Problem>
Locate and copy each line in the data that contains the word "React".

Excerpted data>
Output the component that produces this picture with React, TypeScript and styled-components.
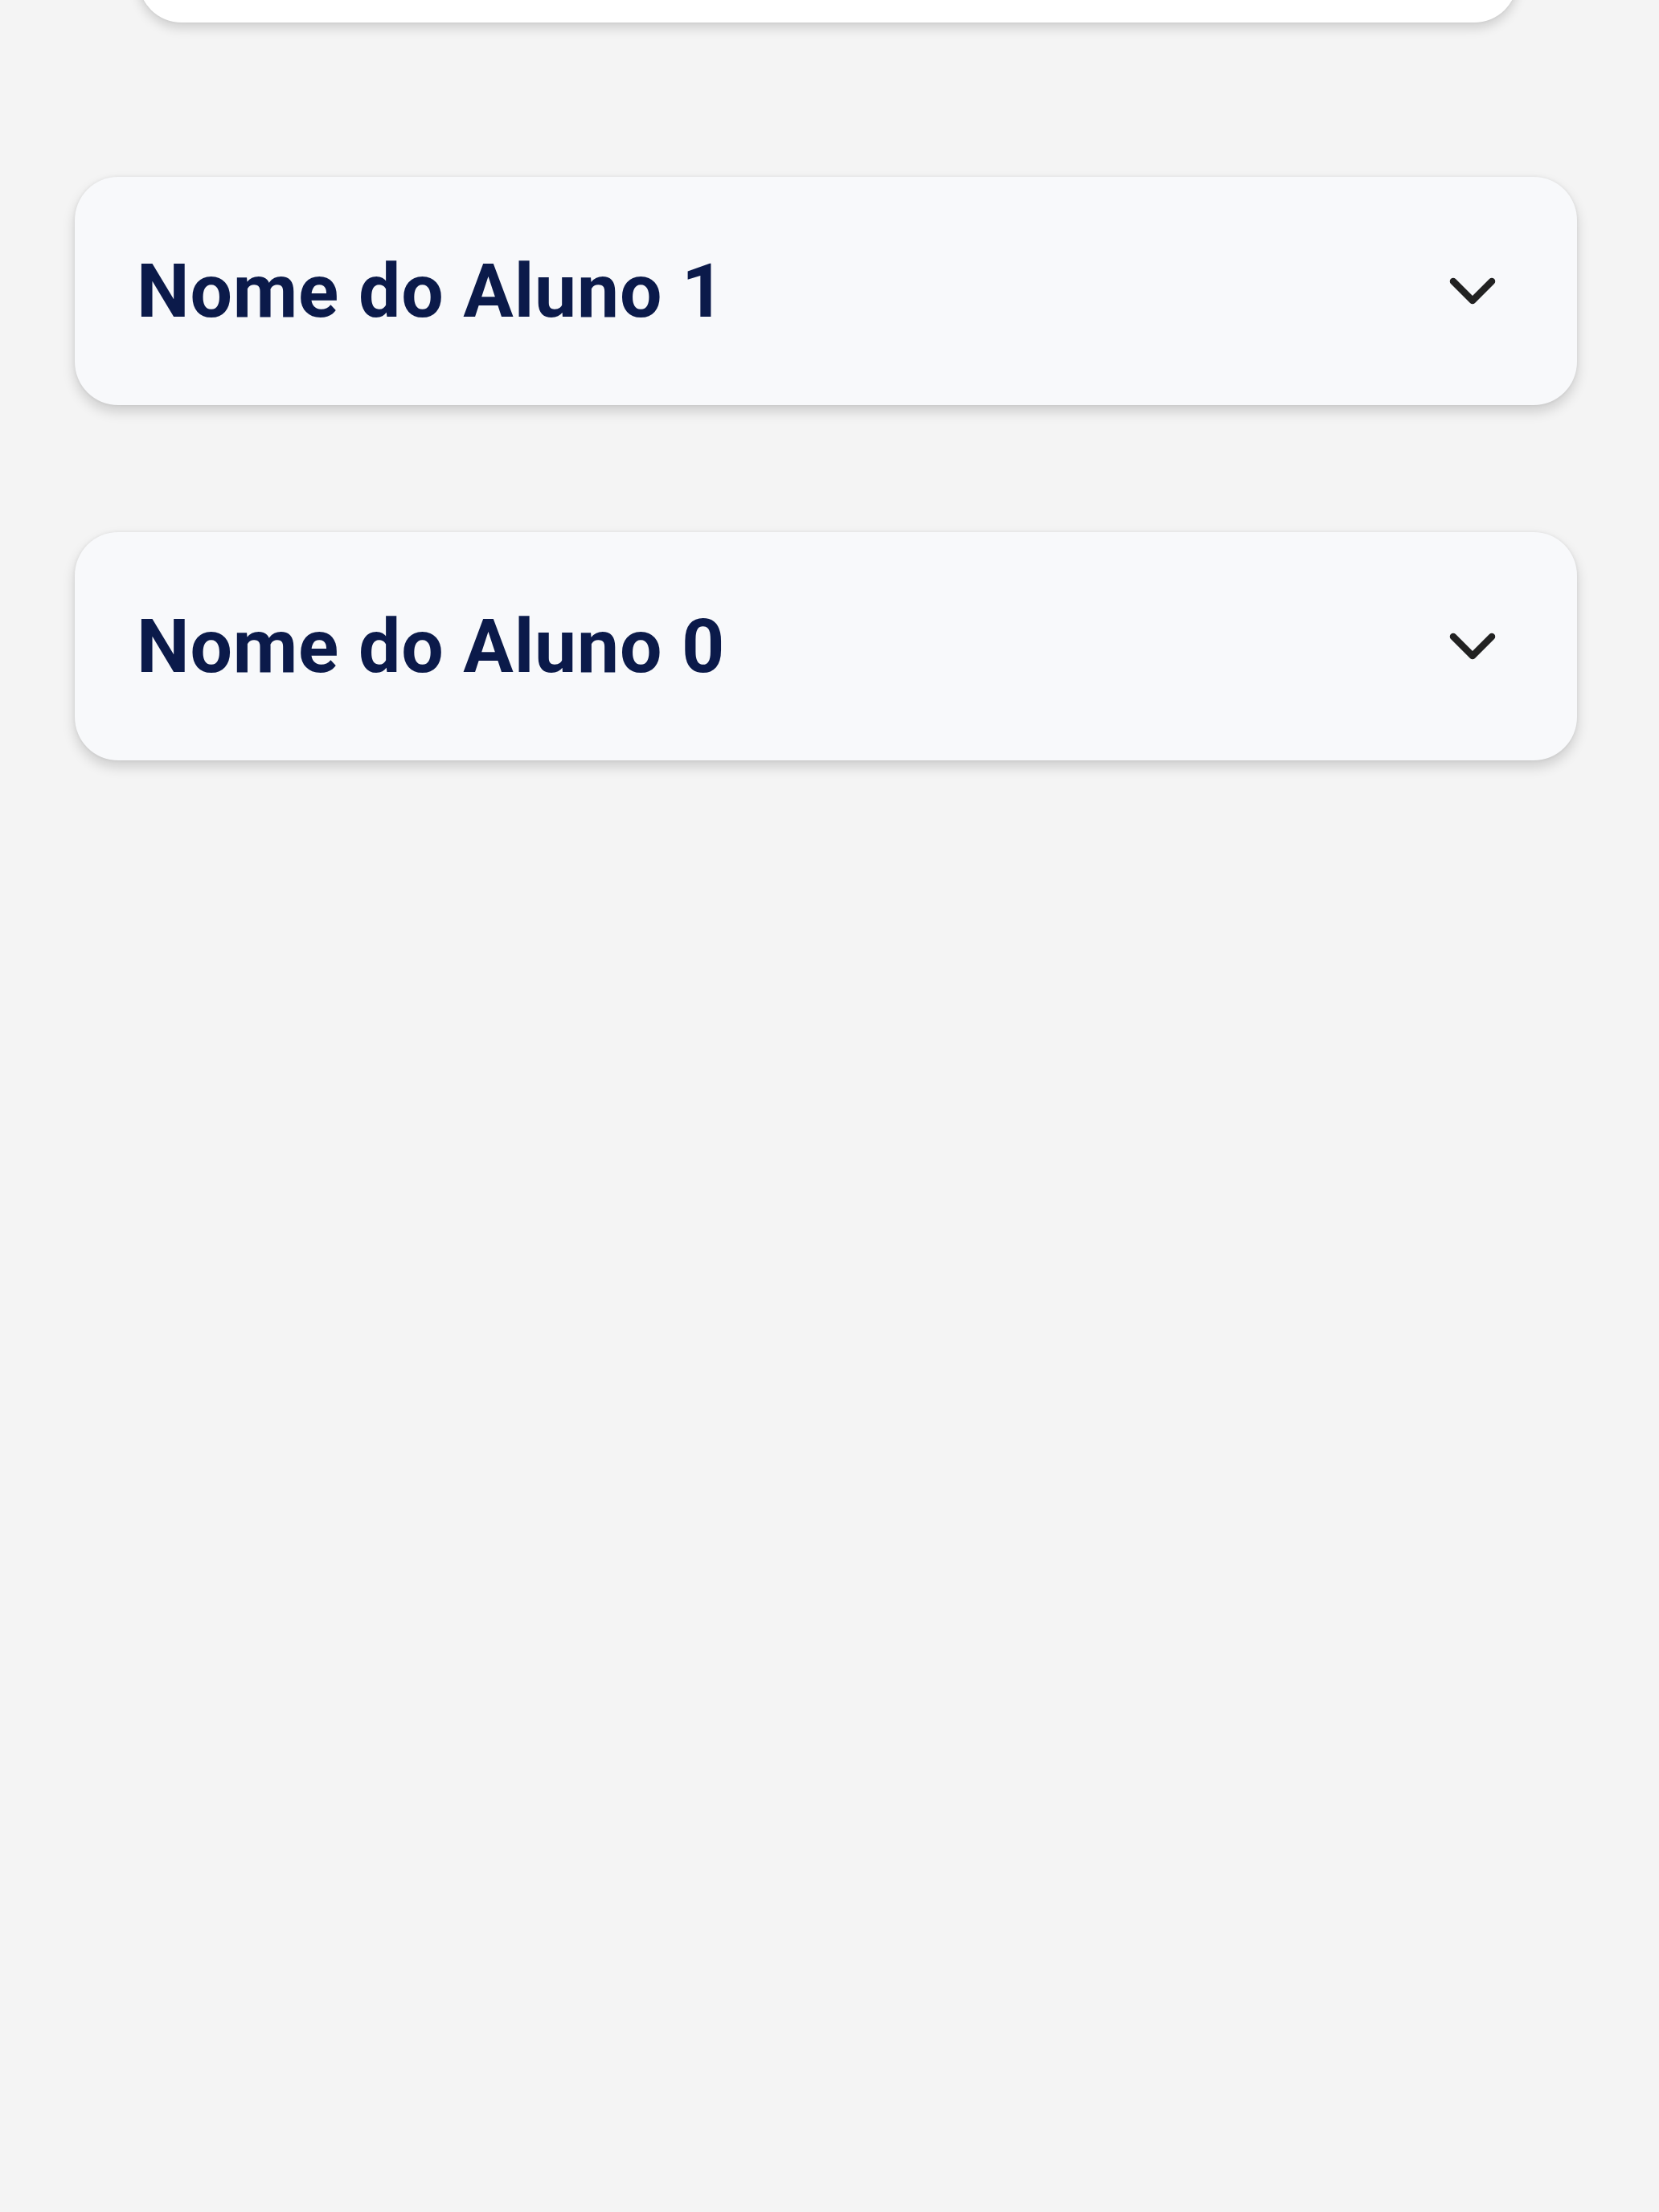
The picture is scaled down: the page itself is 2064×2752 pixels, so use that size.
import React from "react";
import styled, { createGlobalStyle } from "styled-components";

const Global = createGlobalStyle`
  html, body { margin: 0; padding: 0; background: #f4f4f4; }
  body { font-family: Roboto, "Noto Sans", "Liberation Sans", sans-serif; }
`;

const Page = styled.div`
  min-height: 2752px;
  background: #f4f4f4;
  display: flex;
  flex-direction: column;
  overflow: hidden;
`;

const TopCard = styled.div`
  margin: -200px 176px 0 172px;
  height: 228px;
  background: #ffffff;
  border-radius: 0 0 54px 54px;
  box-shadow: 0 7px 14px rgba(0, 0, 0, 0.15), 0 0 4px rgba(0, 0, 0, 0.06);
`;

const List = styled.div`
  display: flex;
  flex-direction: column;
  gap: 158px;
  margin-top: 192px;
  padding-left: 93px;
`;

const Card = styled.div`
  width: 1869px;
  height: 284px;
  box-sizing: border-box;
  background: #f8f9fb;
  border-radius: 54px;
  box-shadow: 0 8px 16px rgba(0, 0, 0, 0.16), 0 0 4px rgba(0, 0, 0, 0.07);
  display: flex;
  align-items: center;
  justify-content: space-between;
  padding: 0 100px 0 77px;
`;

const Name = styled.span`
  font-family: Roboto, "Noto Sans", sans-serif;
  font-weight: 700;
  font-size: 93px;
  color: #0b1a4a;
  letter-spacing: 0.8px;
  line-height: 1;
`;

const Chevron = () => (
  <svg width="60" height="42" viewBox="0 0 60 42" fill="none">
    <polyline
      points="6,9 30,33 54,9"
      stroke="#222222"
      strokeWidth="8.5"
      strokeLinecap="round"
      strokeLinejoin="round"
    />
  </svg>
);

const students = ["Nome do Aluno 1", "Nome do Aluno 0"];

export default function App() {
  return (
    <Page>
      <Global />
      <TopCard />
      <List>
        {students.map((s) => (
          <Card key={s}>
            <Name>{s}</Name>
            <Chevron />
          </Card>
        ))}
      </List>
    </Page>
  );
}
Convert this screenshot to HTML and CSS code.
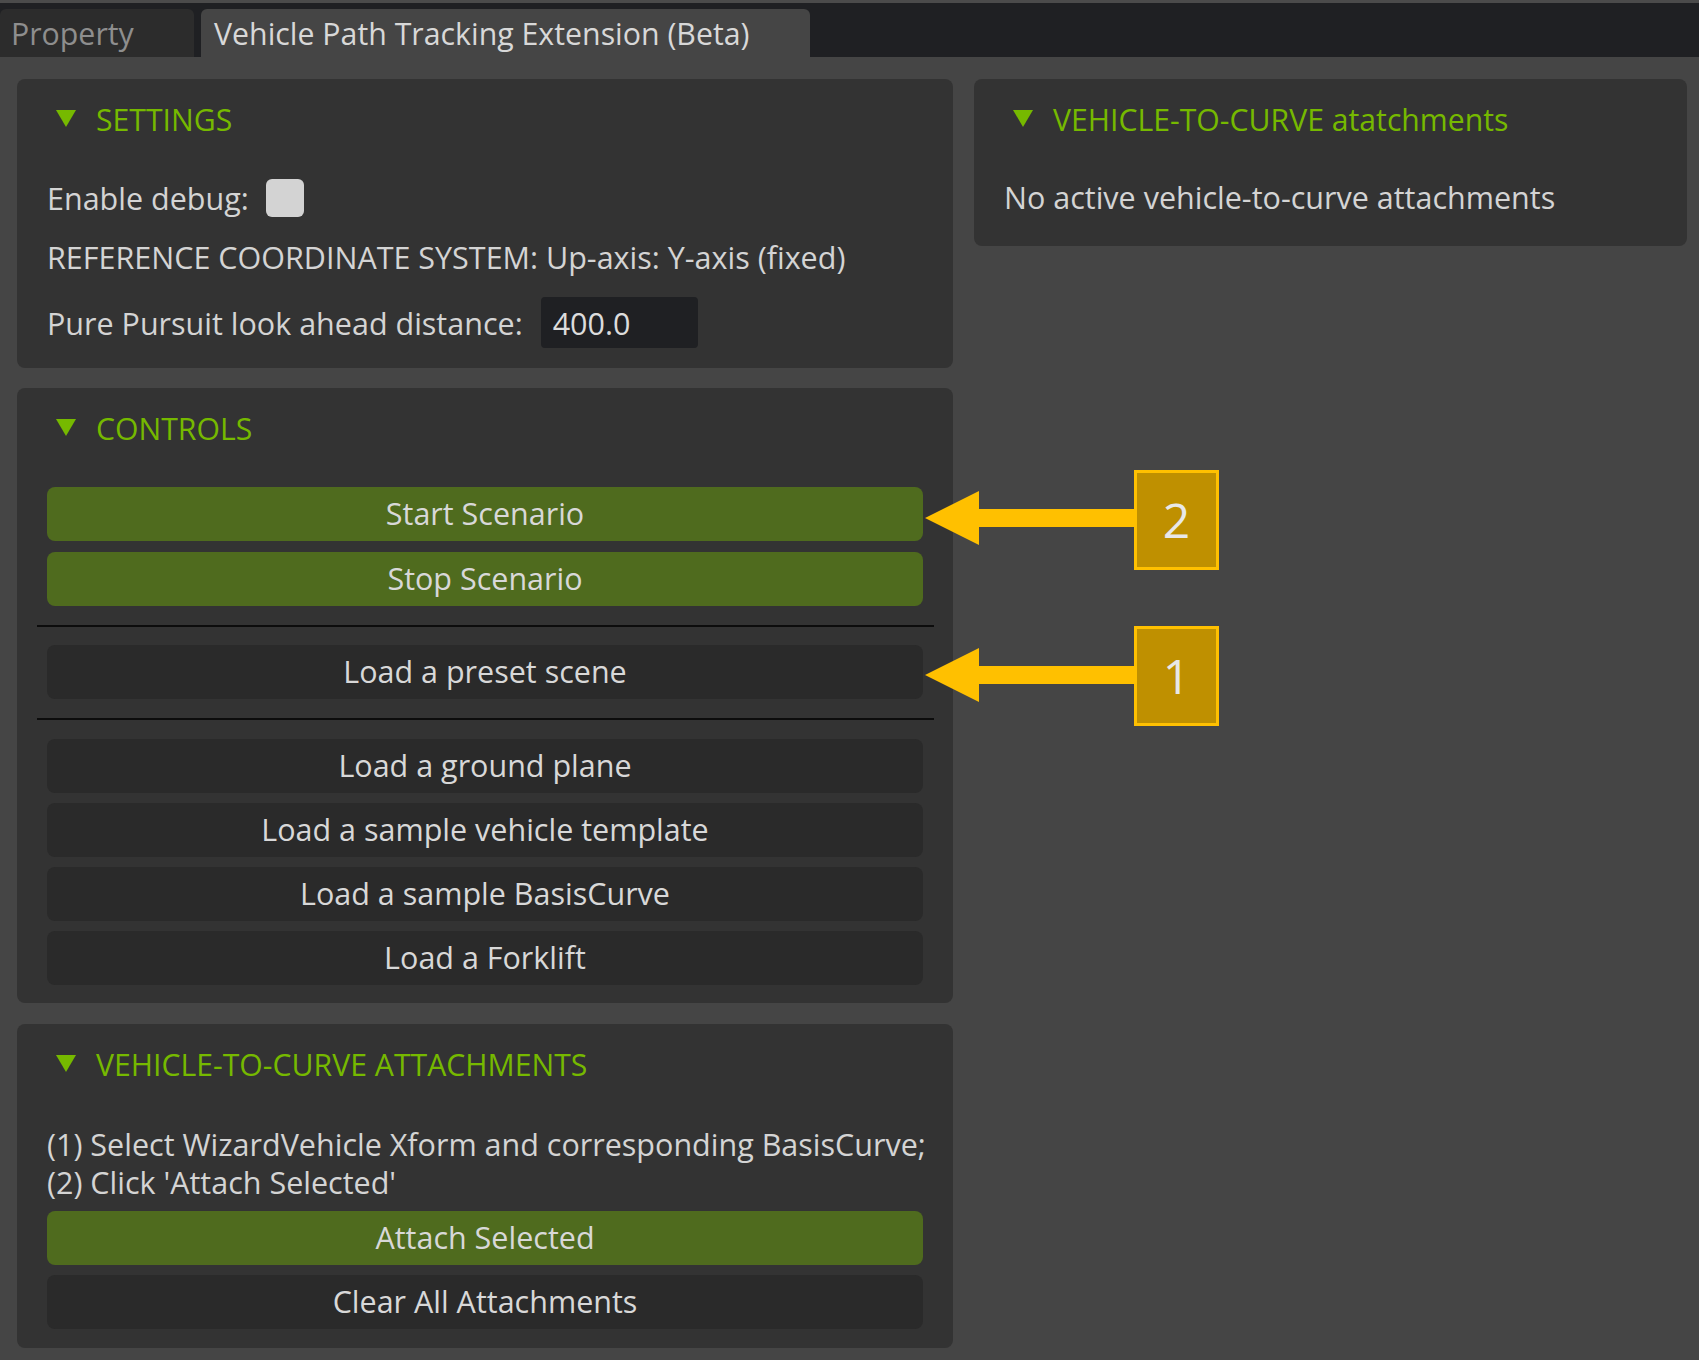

Solution>
Output the component that produces this picture with React, TypeScript and styled-components.
import React from "react";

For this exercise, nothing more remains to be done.